While advisors are on the front lines of client service, and industry groups and executives form the vanguard of regulatory debates, middle managers say they are facing the challenges of a graying financial industry head-on.
Mid-level management is adapting to guide aging advisors to be efficient, innovative and collaborative, said a panel of emerging leaders on Thursday at the SIFMA Private Client Conference in New York.
“How do we help advisors do more with the 168 hours they have every week?” asked Todd Hubley, a branch manager and financial advisor with Ameriprise Financial Services in New York. “We have to help them to take advantage of the tools and technology at their disposal and to spend more of their time face-to-face with their clients.”
That leaves managers with a difficult task -- motivating a core of advisors whose age averages in the mid-50s to adopt new ways of doing business and to serve younger generations of clients.

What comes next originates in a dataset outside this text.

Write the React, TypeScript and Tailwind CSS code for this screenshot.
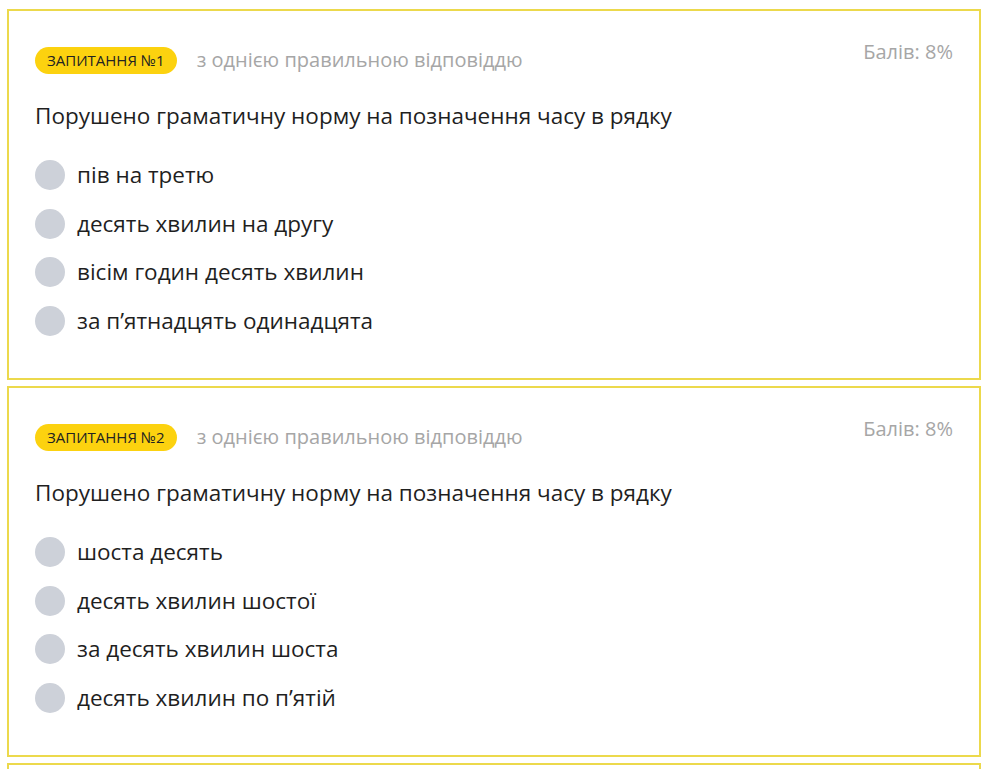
import React from 'react';

type Question = {
  id: number;
  title: string;
  options: string[];
};

const questions: Question[] = [
  {
    id: 1,
    title: 'Порушено граматичну норму на позначення часу в рядку',
    options: ['пів на третю', 'десять хвилин на другу', 'вісім годин десять хвилин', 'за п’ятнадцять одинадцята'],
  },
  {
    id: 2,
    title: 'Порушено граматичну норму на позначення часу в рядку',
    options: ['шоста десять', 'десять хвилин шостої', 'за десять хвилин шоста', 'десять хвилин по п’ятій'],
  },
];

const QuestionCard: React.FC<{ q: Question }> = ({ q }) => {
  return (
    <div className="border-2 border-[#ecd94c] bg-white pt-[34px] pl-[26px] pr-[26px] h-[371px]">
      {/* Header */}
      <div className="flex items-start justify-between">
        <div className="flex items-center gap-5">
          <span className="h-[27px] px-3 rounded-full bg-[#fcd20f] text-[#222] text-[15px] flex items-center">
            ЗАПИТАННЯ №{q.id}
          </span>
          <span className="text-[20px] text-[#a6a6a6]">з однією правильною відповіддю</span>
        </div>
        <span className="text-[20px] text-[#a6a6a6] -mt-[8px]">Балів: 8%</span>
      </div>

      {/* Question */}
      <p className="mt-[26px] text-[22.5px] leading-[30px] text-[#1f1f1f]">{q.title}</p>

      {/* Options */}
      <ul className="mt-[29px] flex flex-col gap-[18.5px]">
        {q.options.map((option, index) => (
          <li key={`${q.id}-option-${index}`} className="flex items-center gap-[12px]">
            <span className="w-[30px] h-[30px] rounded-full bg-[#cdd1d9] shrink-0" />
            <span className="text-[22.5px] leading-[30px] text-[#1f1f1f]">{option}</span>
          </li>
        ))}
      </ul>
    </div>
  );
};

const App: React.FC = () => {
  return (
    <div className="bg-white pt-[9px] pl-[7px] pr-[8px] font-['Open_Sans',sans-serif] overflow-hidden h-[769px]">
      <div className="flex flex-col gap-[6px]">
        {questions.map((q) => (
          <QuestionCard key={`question-${q.id}`} q={q} />
        ))}
        {/* next card, only its top edge is visible */}
        <div className="border-2 border-[#ecd94c] bg-white h-[371px]" />
      </div>
    </div>
  );
};

export default App;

As advisors age, their book of business typically follows suit -- meaning older advisors often have to cope with clients who are deaccumulating their personal wealth in retirement, a sandbag for growth, said Nathan Crair, managing director of the West Los Angeles complex for Merrill Lynch Wealth Management.
“A senior advisor might not be motivated to grow, but I typically find that these people care a lot about their clients,” said Crair. “I start talking about the legacy that they’re trying to leave, who are these clients that you really care about, don’t you owe it to them to give them the best opportunity to continue this relationship that you’ve built?”
Hubley says that older advisors also have to be eased into using new technology and workflows.
“When we bring in something new, peer-to-peer learning is very powerful,” said Hubley. “Pick two to three people who are well-respected and higher profile and get them on board, then have them run focus groups or meetings where they can inspire others to change. It’s my role to lead it, moderate it, and not to lecture. That’s how we get folks to adopt new technology over time.”
The panelists said that it isn’t enough for older advisors to be trained and encouraged -- their firms are trying to hire younger. In Hubley’s case, the youth push has led to one of Ameriprise’s youngest offices -- at 37, he is his office’s oldest advisor.
A younger office staff creates a culture of growth, energy and enthusiasm, said Hubley, and presents mentoring and educational opportunities for older, more slowly growing advisors.